Dari contoh fenomena di atas, maka sebenarnya yang perlu dipikirkan saat ini adalah sejauh mana kompetensi kurikulum dapat ditransfer dan diaplikasikan pada siswa dan mahasiswa sehingga menjadi bekal yang optimal ke depan. Maka apabila hal ini yang terjadi, semahal apapun biaya yang dikeluarkan hari ini, ternyata tidak seberapa dibanding dengan kualitas dan manfaat pendidikan yang diperoleh anaknya untuk bekal kehidupan masa depannya.
Untuk memenuhi tuntutan kualitas tersebut, maka beberapa agenda pendidikan yang menjadi pekerjaan rumah sekarang, perlu dirumuskan melalui wacana berpikir logis. Tidak sebatas pakar dan praktisi pendidikan, tetapi orang tua dan masyarakat sebagai konsumen pun harus terlibat menyikapi pendidikan sebagai kebutuhan yang sangat prioritas. Apabila hal ini telah terjadi, maka sekerap apapun anak membeli buku, sepanjang buku tersebut memenuhi syarat bagi kebutuhan peningkatan kompetensinya, maka tidak akan menjadi beban dan keluhan orang tua seperti yang saat ini terjadi.
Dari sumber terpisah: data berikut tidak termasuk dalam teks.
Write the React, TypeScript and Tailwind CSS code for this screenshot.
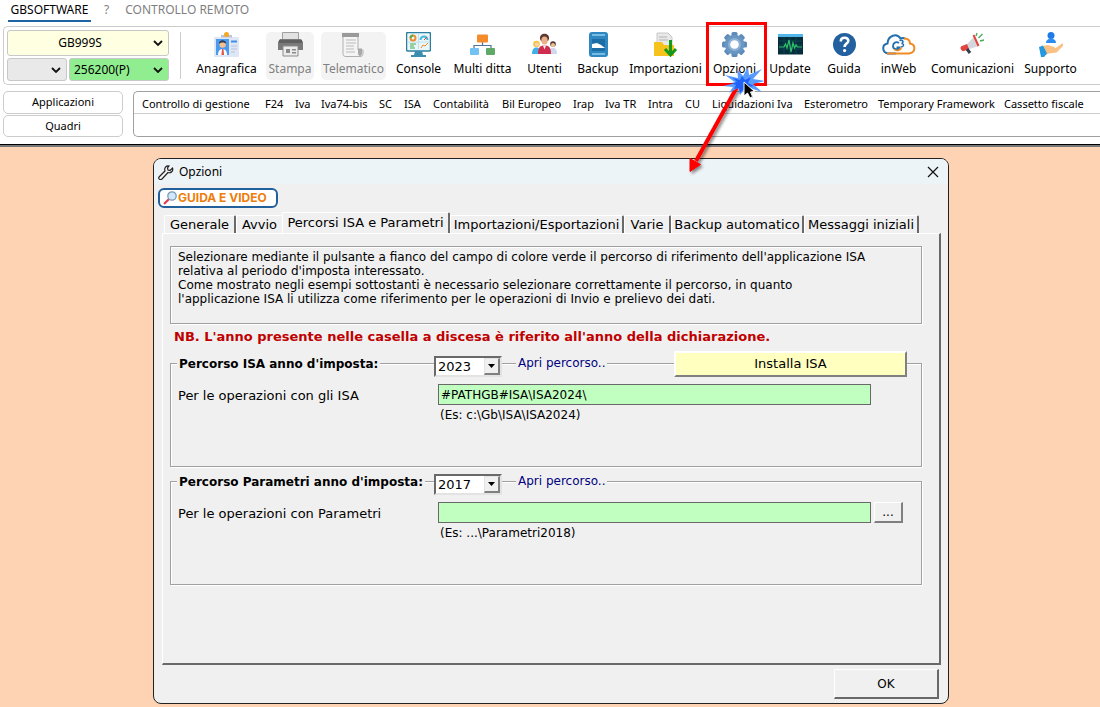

Negara-negara maju seperti Inggris, Amerika Serikat, Jepang, Korean Selatan, termasuk Malaysia sekarang, memahami bahwa buku adalah konsumsi harian yang tidak dapat dipisahkan dari kehidupannya sehari-hari, terlebih anak sekolah sebagai generasinya. Sementara, masyarakat kita hanya sebagian kecil saja yang telah memiliki budaya baca, dan penasaran terhadap kehadiran buku-buku baru, sehingga terbiasa membagi keuangan untuk membeli buku secara rutin, meskipun koceknya tipis.
Ironis, apabila dalam konteks masyarakat saat ini, yang umumnya paling tidak telah mampu memiliki sepeda motor, di kampung sekalipun. Tetapi belum mampu mengkondisikan kebutuhan buku dalam kesehariannya, paling tidak untuk anaknya yang masih sekolah.
Maka, fenomena masyarakat seperti di atas menjadi sasaran empuk para jurkam untuk menarik suara pemilih dengan memanfaatkan momentum pendidikan yang terjadi saat ini. Dengan demikian, tema kampanye menyoal pendidikan, termasuk tim sukses SBY-Kalla, kiranya belum bisa diharapkan menjadi solusi peningkatan mutu pendidikan yang realistis.